Marion Select Board mulls new cemetery rules
MARION – Changes that include higher burial fees and a set of prohibited gravesite items may be coming to Marion cemeteries in the near future.
A draft of new cemetery rules and regulations presented to the Marion Select Board Jan. 17 proposed a rise in certain costs for burials and a set of expanded, clarified cemetery policies.
Presented by Cemetery Commission members Margie Baldwin and Helen Hills, the draft contained an outlined list of items that would not be allowed at gravesites. The new regulations would also raise the fee for a full burial to $600 during regular weekday hours ($250 for cremated remains) and to $750 for weekends and holidays ($325 for cremated remains).
After a 20-minute discussion, the Select Board expressed support for the change in burial fees but did not approve the proposed document. The board instead postponed the item to its next meeting on Feb. 6.
The proposed rules would prohibit shrubs, trees and bushes, as well as invasive plants at burial lots. Between April 1 and Oct. 31, artificial flowers would not be permitted. Plants over three feet tall, bird feeders, rocks, pebbles and shells would not be allowed, nor would flags that are not police, fire, military or national flags.
Baldwin said the Cemetery Commission did not want the new rules and regulations to be “onerous” but did want to be “practical” about what they saw at gravesites.
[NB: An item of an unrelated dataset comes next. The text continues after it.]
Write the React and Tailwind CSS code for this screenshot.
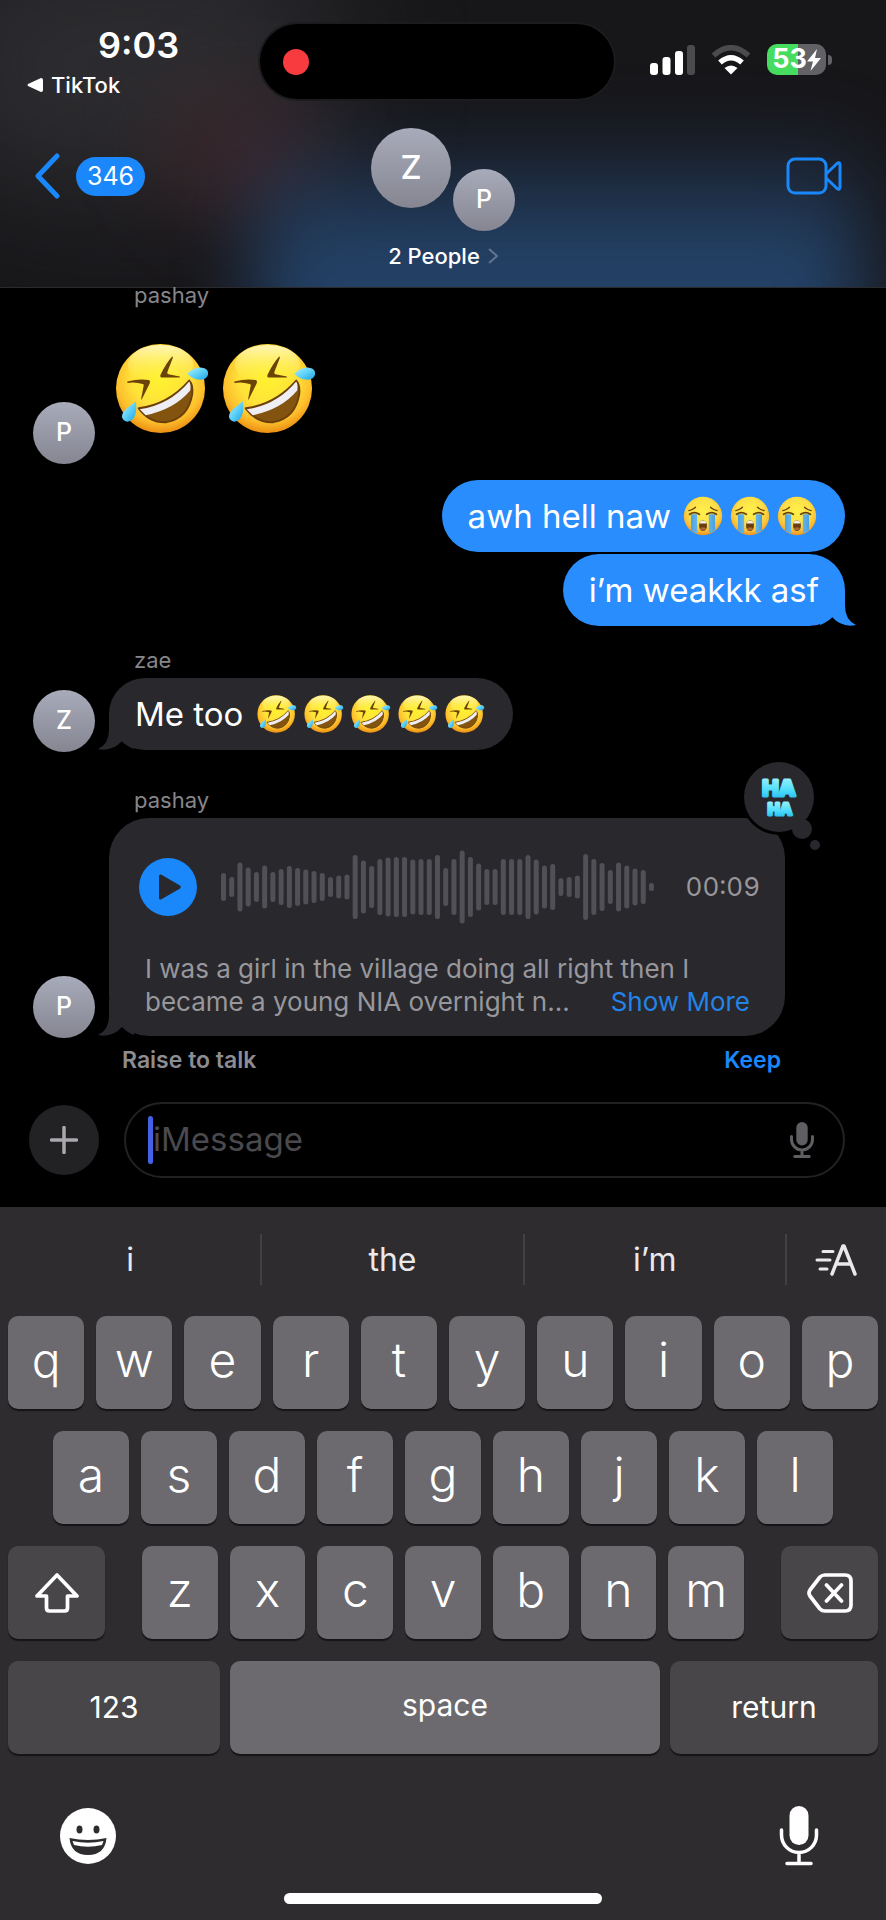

“It’s not an amusement park, but it's not an arboretum either,” she said. “But I think we're trying to find a balance between the two.”
“Barriers and edging of any nature” would also be prohibited, in addition to windchimes and windmills, glass items, balloons, liquor bottles, shepherd’s hooks, plant hangers and toys.
Marion Select Board member Toby Burr suggested a public hearing in order to discuss the rules and regulations regarding gravesites and burial lots.
“I think giving people a chance to talk before we tell them you can't do what you’ve been doing the last 10 years is fair and right,” Burr said.
Burr said the hearing could be where the public “can voice what they think and why these things are important to them.”
“If we do this, and in a month from now or two months from now, we just go through and pull out all the plant hangers and all the toys and all those things, isn't there going to be hell to pay?” Burr said.
Baldwin and Helen Hills and Select Board member Norm Hills pushed back against Burr’s suggestion.
“I appreciate your bending over backwards to let people know what’s going on, but our point is these are not big changes,” Baldwin said.
Helen Hills said that a mountain was being made out of a molehill.
“It is a sensitive issue and that's why I'm trying to make a mountain out of a molehill, and I apologize for that, but I think it's important we have a public hearing,” Select Board member Randy Parker said. “That would be the way I want to go.”
The public hearing regarding the new cemetery rules and regulations will be held at the Feb. 6 Marion Select Board meeting.